A property is in negative equity if it’s worth less than the mortgage secured on it.
An example of this if you had bought a property for £180,000, with a mortgage for £165,000 and the property is now worth £100,000, you would be in negative equity by £65,000.
It’s estimated that there are around half a million properties in negative equity across the UK, although some areas are affected far more than others.
In Northern Ireland up to two out of every five properties bought after 2005 are in negative equity.
Worrying times but as a company we have a proven track record in helping Homeowners and Landlords move on from negative equity; our average negative equity write-off is 77% for our clients in 2018 ( where they have sold their property ).
And since 2013 our success rate is 96.6%.
And we also have received a 4.8 rating out of five from independent review site www.reviews.co.uk.
We are currently the only specialist negative equity and property debt company operating in the UK that offers the full range of services that clients need.

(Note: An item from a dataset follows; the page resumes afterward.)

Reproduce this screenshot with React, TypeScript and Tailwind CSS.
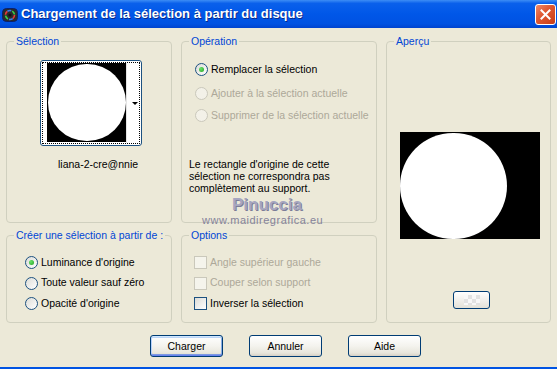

When it comes to finding the best solutions to property debt issues, nobody goes further or has more experience than our Negative Equity UK team. We’ve built our team and our business around you, our customers.
As the recognised industry experts in providing innovative property debt solutions, we are authorised and regulated by the Financial Conduct Authority (FCA number 688199). Our expert team consists of banking professionals, Insolvency practitioners, mortgage and finance specialists and chartered accountants
Our staff are trained to be non-judgemental and to act in a manner that is both compassionate and respectful.
We go the extra mile because we want to make a difference. We want to help you move forward in a positive manner.
We are the recognised industry experts in providing innovative negative equity solutions. Our average property debt write-off in 2017 exceeded £75,000 per customer.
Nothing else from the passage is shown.